- WORK INSTRUCTIONS -
Repeat word for word the lines from the top of the records through the line containing "const [domains, setDomains]", and skip the pictures.

- DATASET EXCERPTS -

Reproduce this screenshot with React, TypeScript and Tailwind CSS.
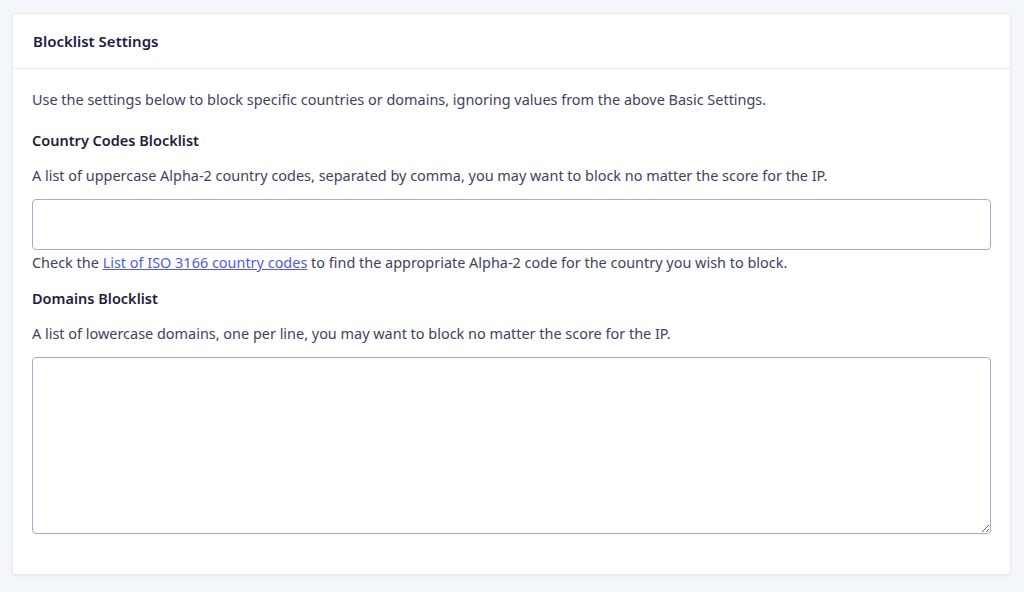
import React, { useState } from "react";

const Field: React.FC<{ title: string; help: string; children: React.ReactNode }> = ({
  title,
  help,
  children,
}) => {
  return (
    <div className="flex flex-col">
      <h3 className="text-[14.5px] font-semibold text-[#1f1d3a] leading-[20px]">{title}</h3>
      <p className="mt-[16px] leading-[20px]">{help}</p>
      {children}
    </div>
  );
};

export default function App() {
  const [codes, setCodes] = useState("");
  const [domains, setDomains] = useState("");

  return (
    <div
      className="min-h-[592px] bg-[#f3f6fa] px-[12px] pt-[13px] pb-[16px]"
      style={{ fontFamily: '"Noto Sans", "Open Sans", sans-serif' }}
    >
      <div className="w-[999px] bg-white rounded-[3px] border border-[#e6e9f0] shadow-[0_1px_2px_rgba(30,40,90,0.06)]">
        <div className="h-[55px] flex items-center px-[20px] border-b border-[#e6e9f0]">
          <h2 className="text-[15px] font-semibold text-[#1e1b45]">Blocklist Settings</h2>
        </div>
        <div className="px-[19px] pt-[21px] pb-[40px] text-[14.45px] text-[#40425c] flex flex-col">
          <p className="leading-[20px]">
            Use the settings below to block specific countries or domains, ignoring values from the above Basic
            Settings.
          </p>
          <div className="mt-[20px]">
            <Field
              title="Country Codes Blocklist"
              help="A list of uppercase Alpha-2 country codes, separated by comma, you may want to block no matter the score for the IP."
            >
              <input
                type="text"
                value={codes}
                onChange={(e) => setCodes(e.target.value)}
                className="mt-[13px] h-[51px] w-full rounded-[4px] border border-[#a9a8d0] px-3 outline-none"
              />
              <p className="leading-[20px] mt-[3px]">
                Check the{" "}
                <a href="#" className="text-[#4e5be8] underline">
                  List of ISO 3166 country codes
                </a>{" "}
                to find the appropriate Alpha-2 code for the country you wish to block.
              </p>
            </Field>
          </div>
          <div className="mt-[15px]">
            <Field
              title="Domains Blocklist"
              help="A list of lowercase domains, one per line, you may want to block no matter the score for the IP."
            >
              <textarea
                value={domains}
                onChange={(e) => setDomains(e.target.value)}
                className="mt-[13px] h-[177px] w-full rounded-[4px] border border-[#a9a8d0] px-3 py-2 outline-none"
              />
            </Field>
          </div>
        </div>
      </div>
    </div>
  );
}
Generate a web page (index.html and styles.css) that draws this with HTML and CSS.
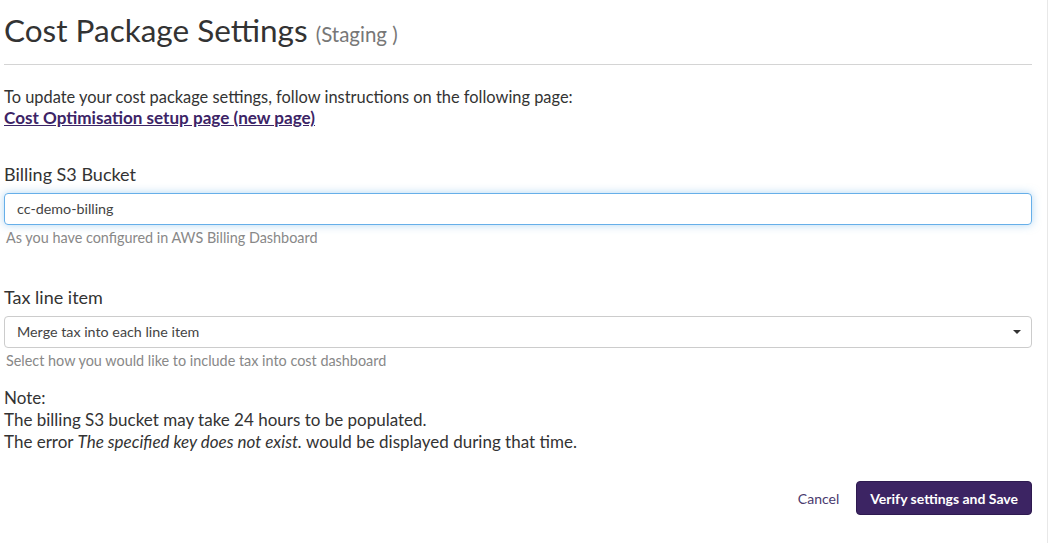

- RESPONSE TO THIS TASK -
Reproduce this screenshot with React, TypeScript and Tailwind CSS.
import React, { useState } from "react";

const Field: React.FC<{ title: string; help: string; children: React.ReactNode }> = ({
  title,
  help,
  children,
}) => {
  return (
    <div className="flex flex-col">
      <h3 className="text-[14.5px] font-semibold text-[#1f1d3a] leading-[20px]">{title}</h3>
      <p className="mt-[16px] leading-[20px]">{help}</p>
      {children}
    </div>
  );
};

export default function App() {
  const [codes, setCodes] = useState("");
  const [domains, setDomains] = useState("");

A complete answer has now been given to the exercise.